The idea of the future has long captivated the minds of men, but it seems that looking ahead will soon become particularly fashionable to fans of the professional sports teams of Washington, D.C. The reason for the future-gazing is simple — the present stinks.
The Cleveland Cavaliers eliminated the Wizards Monday night. The Capitals showed no progress in the standings in 2006-07. The Redskins just spent their only meaningful pick of the NFL draft essentially selecting a player they already have. And for the Nats … well, heck, the mantra since the Lerner family took over the ball club has practically been “2008.” And if my summer held about 80 more losses, I’d probably drink that Kool-Aid too.
While the Skins’ immediate future-building is over (I’m telling you now that Joe Gibbs is going to have nightmares of opposing wideouts turning post routes into six points), the D.C. area’s three other major sports teams are approaching their drafts this summer. With each team at a different stage of team construction, let’s take a look at what the Wiz, Caps and Nats might be looking to add.
The end of this season, which coincided with Gilbert Arenas’s season-ending injury, was particularly hard to swallow for the Wizards. The Wiz spent a solid portion of the season at the top of the Eastern Conference and looked like they could challenge for the NBA crown … at least until Arenas and Caron Butler went down with injuries. Even if they had remained healthy, however, the Wizards seem to lack a couple of key elements that could make them pre-season contenders in 2007-08 — a big body at center and a lock down defender.
Not that Monday’s loss in Game 4 of the opening round of the playoffs was completely indicative of the season, but the Cavs’ Zydrunas Ilgauskas and Drew Gooden dominated the Wizards inside. The Cavs out-rebounded the Wizards 46-35, with 19 of those 46 belonging to the 7-foot-3 Ilgauskas. Washington’s leading rebounder was point guard Antonio Daniels with six.
There are 11 players at 6-foot-10 or taller (not counting Greg Oden and Kevin Durant) currently available in this year’s draft. It’s likely that some underclassmen will remove themselves before the June 18 deadline, but the Wiz should still have a shot at one of them when they pick 16th. Brazil’s Tiago Splitter (7-foot) or Croatia’s Ante Tomic (7-foot-2) may warrant consideration at that spot, as could troubled-but-talented former Boston College center Sean Williams at a lanky and athletic 6-foot-10.

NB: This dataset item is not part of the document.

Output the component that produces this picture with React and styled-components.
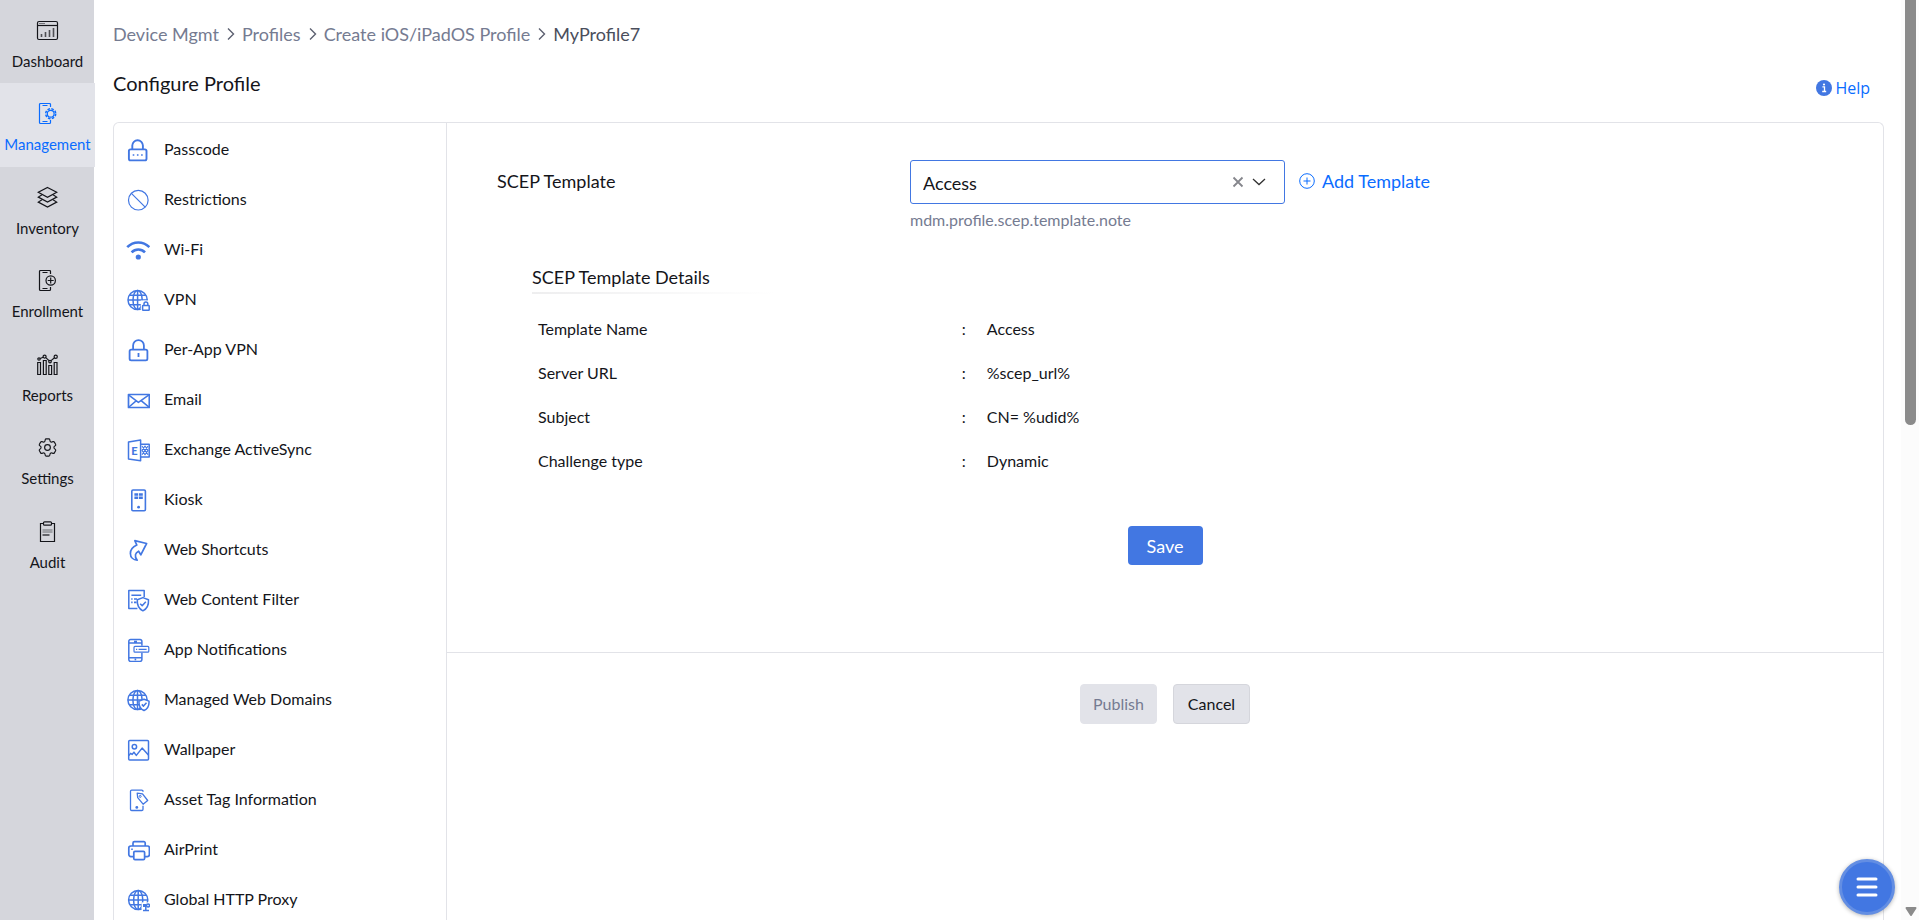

After two years of rebuilding, 2007-08 is going to be the season for the Caps’ playoff push, and it’s going to start with an aggressive offseason. Washington has two glaring needs, a playmaking center to take some of the pressure off of Alexander Ovechkin and a tandem of effective defensemen. Washington has the No. 5 pick in June’s draft, which could land a nice prospect like center Kyle Turris, winger James vanRiemsdyk or defenseman Karl Alzner. Or it could be shipped off in a trade for a more established NHL player.
With plenty of room under the recently imposed salary cap, Washington is looking to reinvest wisely. In my eyes, the best use for that money would be towards a strong and savvy two-way player like Chris Drury or Scott Gomez. Those two names will be among the most sought after this summer, but both would help the Caps’ offense that finished 17th in goals scored last season. A bigger area of concern is on the blue line, where Washington must improve on a dubious mark of 33-plus shots allowed per game, the second most in the NHL in 2006-07. A veteran like Calgary’s Roman Hamrlik (18 power play points and plus-22 rating) or Ottawa’s Tom Preissing (a whopping plus-40 rating in ’06-’07) would be a great addition.
The Nationals present an intriguing case. Ownership has said they would like their rebuilding process to begin to bear fruit when they move into the new ballpark in 2008, but most of the team’s top prospects, like last year’s No. 1 draft pick Chris Marrero and teenage Dominican free agent signee Esmailyn Gonzalez, are years away from the majors. That means that 2007 may be good for something yet, like discovering which members of the current major league roster will be staying next season. Shawn Hill and Jason Bergmann have been pleasant surprises, both with ERA’s under 3.00 through April, but Washington still needs major-league ready starting pitching. With that in mind, look for the Nationals to target a college pitcher like N.C. State’s Andrew Brackman or Vanderbilt’s David Price if they make it to Washington with the sixth pick. College pitchers are usually ready to contribute sooner rather than later for the simple reason that they’re older and their bodies are sturdier. Just look at the Giants’ first round pick last year. Tim Lincecum is sporting a 0.29 ERA in five starts at AAA Fresno and will likely crack San Francisco’s roster before season’s end.
Now, numbers like those are why it is quite a bit of fun to look towards the future.